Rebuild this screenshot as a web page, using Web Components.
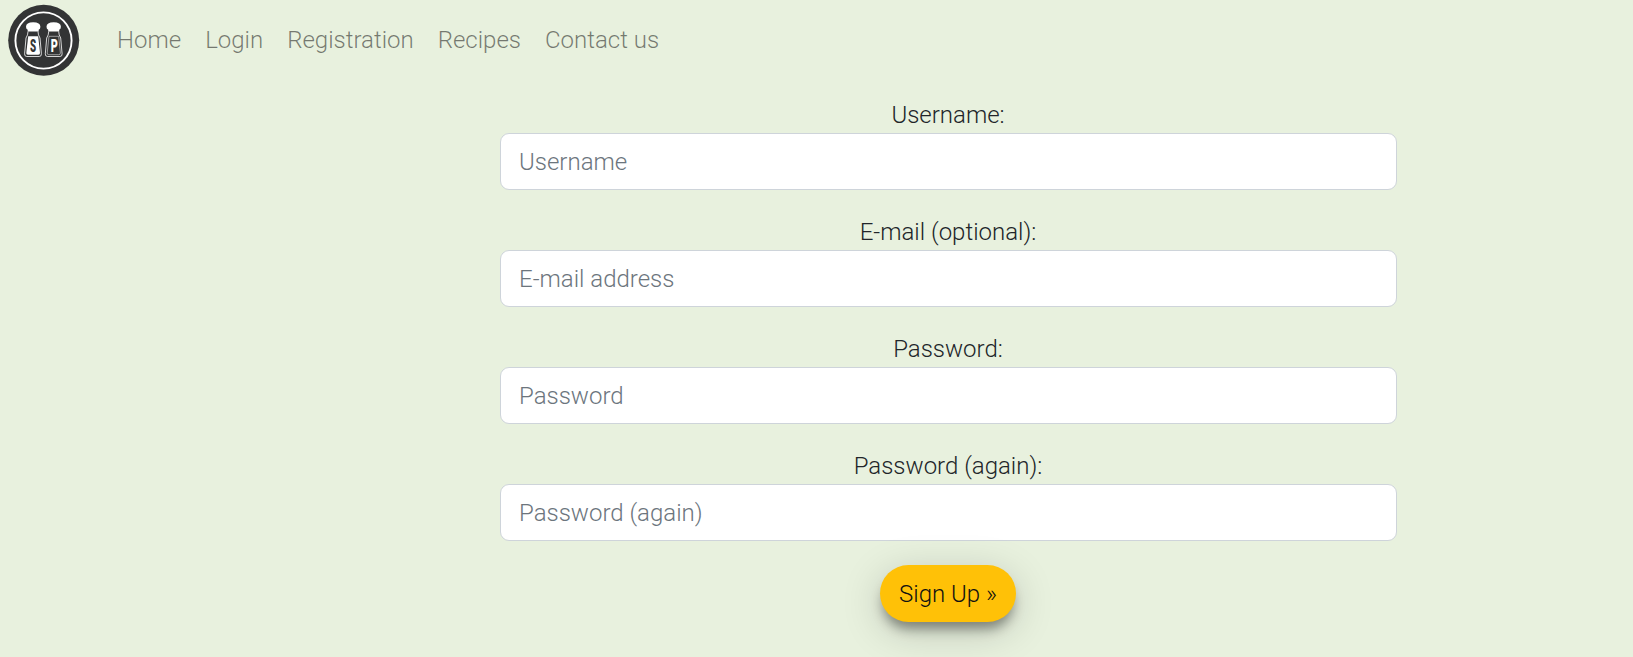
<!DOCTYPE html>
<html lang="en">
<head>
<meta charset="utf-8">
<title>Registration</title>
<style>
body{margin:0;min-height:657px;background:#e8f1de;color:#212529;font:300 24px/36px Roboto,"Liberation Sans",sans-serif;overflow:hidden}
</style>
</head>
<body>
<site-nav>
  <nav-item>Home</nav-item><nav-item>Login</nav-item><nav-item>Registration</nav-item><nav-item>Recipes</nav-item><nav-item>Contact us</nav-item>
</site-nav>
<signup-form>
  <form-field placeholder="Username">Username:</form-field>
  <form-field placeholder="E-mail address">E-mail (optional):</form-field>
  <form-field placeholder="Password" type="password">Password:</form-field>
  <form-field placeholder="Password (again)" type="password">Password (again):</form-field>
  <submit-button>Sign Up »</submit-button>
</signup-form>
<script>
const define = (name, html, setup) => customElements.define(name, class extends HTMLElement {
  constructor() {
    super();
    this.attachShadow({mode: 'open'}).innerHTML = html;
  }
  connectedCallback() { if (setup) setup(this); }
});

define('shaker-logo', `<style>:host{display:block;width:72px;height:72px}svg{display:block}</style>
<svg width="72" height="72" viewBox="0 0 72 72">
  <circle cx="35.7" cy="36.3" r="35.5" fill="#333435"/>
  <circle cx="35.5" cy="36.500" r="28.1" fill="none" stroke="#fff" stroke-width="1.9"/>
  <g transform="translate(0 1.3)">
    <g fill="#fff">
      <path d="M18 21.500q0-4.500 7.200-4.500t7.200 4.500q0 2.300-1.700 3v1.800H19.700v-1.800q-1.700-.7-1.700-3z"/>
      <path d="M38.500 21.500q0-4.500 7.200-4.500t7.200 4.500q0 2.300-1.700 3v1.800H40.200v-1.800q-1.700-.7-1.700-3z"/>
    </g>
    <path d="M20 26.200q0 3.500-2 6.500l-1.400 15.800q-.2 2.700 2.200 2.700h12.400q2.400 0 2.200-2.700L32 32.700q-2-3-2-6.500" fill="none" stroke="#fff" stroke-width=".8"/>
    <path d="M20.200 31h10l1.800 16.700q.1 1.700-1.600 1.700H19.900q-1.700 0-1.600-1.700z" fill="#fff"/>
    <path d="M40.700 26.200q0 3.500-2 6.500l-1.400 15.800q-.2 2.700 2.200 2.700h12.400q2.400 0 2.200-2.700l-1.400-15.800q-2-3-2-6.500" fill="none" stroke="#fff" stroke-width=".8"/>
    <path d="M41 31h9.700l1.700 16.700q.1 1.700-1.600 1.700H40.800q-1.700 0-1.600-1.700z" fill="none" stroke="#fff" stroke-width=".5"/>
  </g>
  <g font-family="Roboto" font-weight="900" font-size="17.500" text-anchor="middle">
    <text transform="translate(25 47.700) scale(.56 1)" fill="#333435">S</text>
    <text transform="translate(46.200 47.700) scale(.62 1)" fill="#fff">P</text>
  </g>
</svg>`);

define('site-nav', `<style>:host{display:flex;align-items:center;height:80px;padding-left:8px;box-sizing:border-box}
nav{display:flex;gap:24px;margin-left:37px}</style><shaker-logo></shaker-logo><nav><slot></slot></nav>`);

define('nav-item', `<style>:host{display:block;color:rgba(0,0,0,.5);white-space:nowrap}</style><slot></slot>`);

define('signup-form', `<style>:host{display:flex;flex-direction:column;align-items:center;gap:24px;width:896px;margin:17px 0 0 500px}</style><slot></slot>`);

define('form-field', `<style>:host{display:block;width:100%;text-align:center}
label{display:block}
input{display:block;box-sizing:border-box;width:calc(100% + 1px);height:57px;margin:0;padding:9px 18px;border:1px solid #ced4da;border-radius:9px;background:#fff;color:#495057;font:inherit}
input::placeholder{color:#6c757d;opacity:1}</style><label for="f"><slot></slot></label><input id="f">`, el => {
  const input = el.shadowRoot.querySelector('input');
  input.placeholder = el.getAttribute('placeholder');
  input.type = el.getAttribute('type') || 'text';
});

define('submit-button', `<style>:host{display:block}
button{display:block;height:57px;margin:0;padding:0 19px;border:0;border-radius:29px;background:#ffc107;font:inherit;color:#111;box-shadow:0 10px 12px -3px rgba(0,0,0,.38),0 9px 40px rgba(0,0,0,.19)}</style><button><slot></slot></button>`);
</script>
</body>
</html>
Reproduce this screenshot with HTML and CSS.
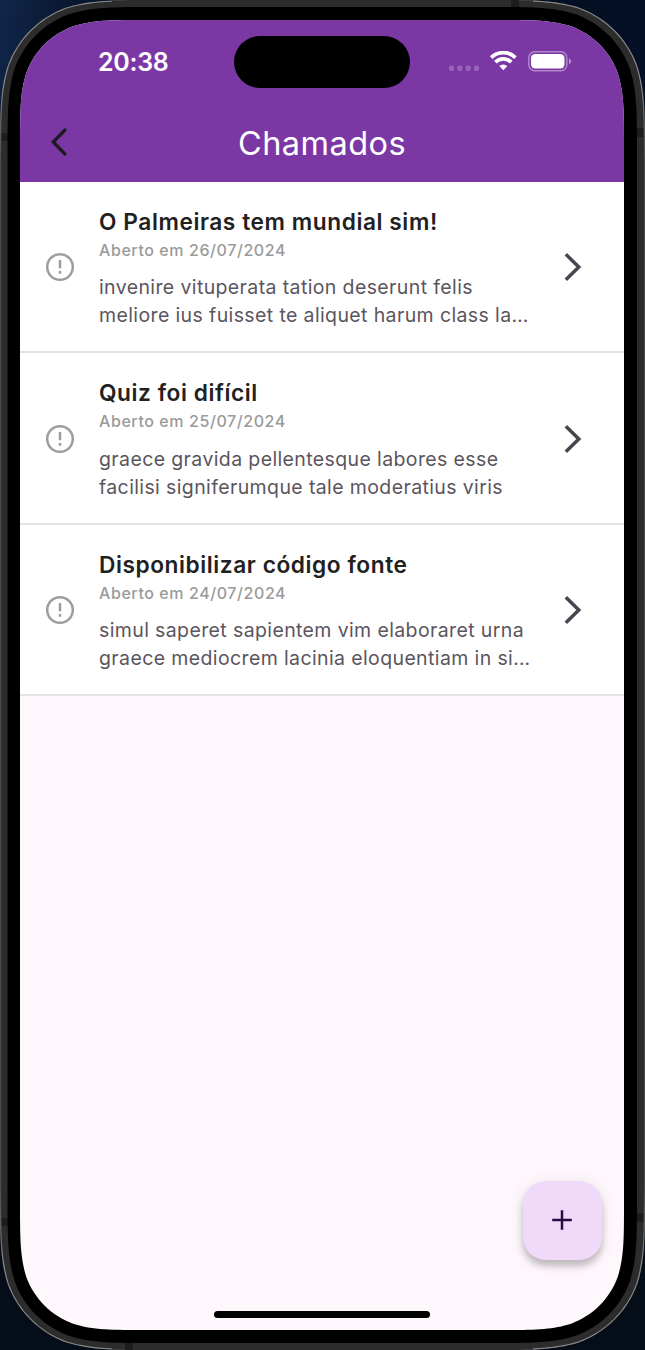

= DESCRIPTION OF THE TASK =
Write out the entries again, exactly as given, skipping any images.

= ANSWER FOR THE TASK =
Rebuild this screenshot as a web page, using Web Components.
<!DOCTYPE html>
<html lang="en">
<head>
<meta charset="utf-8">
<title>Registration</title>
<style>
body{margin:0;min-height:657px;background:#e8f1de;color:#212529;font:300 24px/36px Roboto,"Liberation Sans",sans-serif;overflow:hidden}
</style>
</head>
<body>
<site-nav>
  <nav-item>Home</nav-item><nav-item>Login</nav-item><nav-item>Registration</nav-item><nav-item>Recipes</nav-item><nav-item>Contact us</nav-item>
</site-nav>
<signup-form>
  <form-field placeholder="Username">Username:</form-field>
  <form-field placeholder="E-mail address">E-mail (optional):</form-field>
  <form-field placeholder="Password" type="password">Password:</form-field>
  <form-field placeholder="Password (again)" type="password">Password (again):</form-field>
  <submit-button>Sign Up »</submit-button>
</signup-form>
<script>
const define = (name, html, setup) => customElements.define(name, class extends HTMLElement {
  constructor() {
    super();
    this.attachShadow({mode: 'open'}).innerHTML = html;
  }
  connectedCallback() { if (setup) setup(this); }
});

define('shaker-logo', `<style>:host{display:block;width:72px;height:72px}svg{display:block}</style>
<svg width="72" height="72" viewBox="0 0 72 72">
  <circle cx="35.7" cy="36.3" r="35.5" fill="#333435"/>
  <circle cx="35.5" cy="36.500" r="28.1" fill="none" stroke="#fff" stroke-width="1.9"/>
  <g transform="translate(0 1.3)">
    <g fill="#fff">
      <path d="M18 21.500q0-4.500 7.200-4.500t7.200 4.500q0 2.300-1.700 3v1.800H19.700v-1.800q-1.700-.7-1.700-3z"/>
      <path d="M38.500 21.500q0-4.500 7.200-4.500t7.200 4.500q0 2.300-1.700 3v1.800H40.200v-1.800q-1.700-.7-1.700-3z"/>
    </g>
    <path d="M20 26.200q0 3.500-2 6.500l-1.400 15.800q-.2 2.700 2.200 2.700h12.400q2.400 0 2.200-2.700L32 32.700q-2-3-2-6.500" fill="none" stroke="#fff" stroke-width=".8"/>
    <path d="M20.200 31h10l1.800 16.700q.1 1.700-1.600 1.700H19.900q-1.700 0-1.600-1.700z" fill="#fff"/>
    <path d="M40.700 26.200q0 3.500-2 6.500l-1.400 15.800q-.2 2.700 2.200 2.700h12.400q2.400 0 2.200-2.700l-1.400-15.800q-2-3-2-6.500" fill="none" stroke="#fff" stroke-width=".8"/>
    <path d="M41 31h9.700l1.700 16.700q.1 1.700-1.600 1.700H40.800q-1.700 0-1.600-1.700z" fill="none" stroke="#fff" stroke-width=".5"/>
  </g>
  <g font-family="Roboto" font-weight="900" font-size="17.500" text-anchor="middle">
    <text transform="translate(25 47.700) scale(.56 1)" fill="#333435">S</text>
    <text transform="translate(46.200 47.700) scale(.62 1)" fill="#fff">P</text>
  </g>
</svg>`);

define('site-nav', `<style>:host{display:flex;align-items:center;height:80px;padding-left:8px;box-sizing:border-box}
nav{display:flex;gap:24px;margin-left:37px}</style><shaker-logo></shaker-logo><nav><slot></slot></nav>`);

define('nav-item', `<style>:host{display:block;color:rgba(0,0,0,.5);white-space:nowrap}</style><slot></slot>`);

define('signup-form', `<style>:host{display:flex;flex-direction:column;align-items:center;gap:24px;width:896px;margin:17px 0 0 500px}</style><slot></slot>`);

define('form-field', `<style>:host{display:block;width:100%;text-align:center}
label{display:block}
input{display:block;box-sizing:border-box;width:calc(100% + 1px);height:57px;margin:0;padding:9px 18px;border:1px solid #ced4da;border-radius:9px;background:#fff;color:#495057;font:inherit}
input::placeholder{color:#6c757d;opacity:1}</style><label for="f"><slot></slot></label><input id="f">`, el => {
  const input = el.shadowRoot.querySelector('input');
  input.placeholder = el.getAttribute('placeholder');
  input.type = el.getAttribute('type') || 'text';
});

define('submit-button', `<style>:host{display:block}
button{display:block;height:57px;margin:0;padding:0 19px;border:0;border-radius:29px;background:#ffc107;font:inherit;color:#111;box-shadow:0 10px 12px -3px rgba(0,0,0,.38),0 9px 40px rgba(0,0,0,.19)}</style><button><slot></slot></button>`);
</script>
</body>
</html>
Reproduce this screenshot with HTML and CSS.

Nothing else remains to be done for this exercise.